March 13, 2021



(CBS, October 4, 1961-September 12, 1962)


Bagdasarian Film Corporation, Format Films

 For the history of Alvin and the Chipmunks, check out the post here.


            With the popularity of Ross Bagdasarian’s creations, Alvin and the Chipmunks, riding high with hit songs and album sales, the time had come to expand the brand onto television in a more permanent basis. Bagdasarian teamed-up with Format Films, who redesigned the Chipmunks into more physically distinguishable and cartoonish characters, and created storyboards for a pilot episode to shop around to the networks. CBS ultimately bought the concept and commissioned the creation of the show. It would be broken up into three segments: the first was a standard Chipmunk misadventure, featuring Alvin, Simon, Theodore and their hapless guardian, Dave Seville (all Bagdasarian). In keeping with what made the characters so popular, that would be followed by a song segment, and then a second song to close out the episode. Additionally, the Chipmunks would appear in commercials for their primary sponsors: Jell-O and Post Cereals, both owned by General Foods. In between the two songs was an original creation: scientist and inventor Clyde Crashup (Shepard Menken, impersonating Richard Haydn’s Edwin Carp character) and his sidekick who only spoke by whispering in his ear, Leonardo. Clyde would tend to invent something that already existed but with his own flair added. And, usually, those inventions would backfire.

The Sevilles: Dave, Alvin, Theodore and Simon.

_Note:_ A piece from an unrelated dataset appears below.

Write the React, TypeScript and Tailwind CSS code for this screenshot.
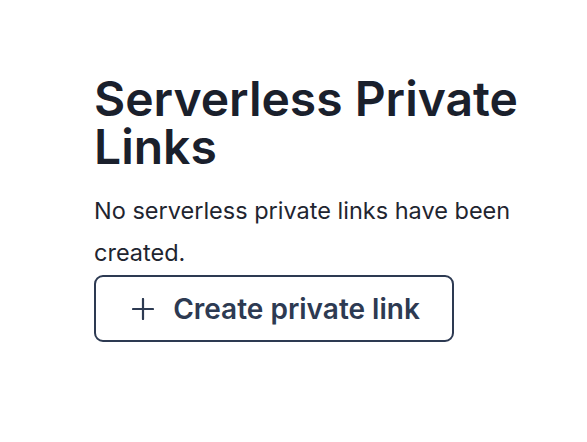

            The Alvin Show, named for the most popular character in the group, debuted on CBS on October 4, 1961. Bagdasarian would handle the music along with Charles E. King and Ken Lowman, with direction and arrangement by Johnny Mann. The series ran in black and white for two seasons in primetime before moving to the Saturday morning line-up and being colorized. By the end of the 60s, the individual Chipmunks segments were combined and the show was sold into syndication as Alvin and the Chipmunks, making its way to NBC Saturday mornings in 1979. Ultimately, a new series would emerge through Bagdasarian’s son, Ross, Jr., and daughter-in-law, Janice Karman. Clyde and the original animated Chipmunks would make appearances on that show. In 1994, Nickelodeon acquired the broadcast rights for The Alvin Show and re-aired them in their original form, less one song to make room for commercials. They also incorporated various segments into their own program, Weinerville. To date, only a few episodes and segments have seen release to home media, and the program itself has not been broadcast since Nickelodeon dropped it.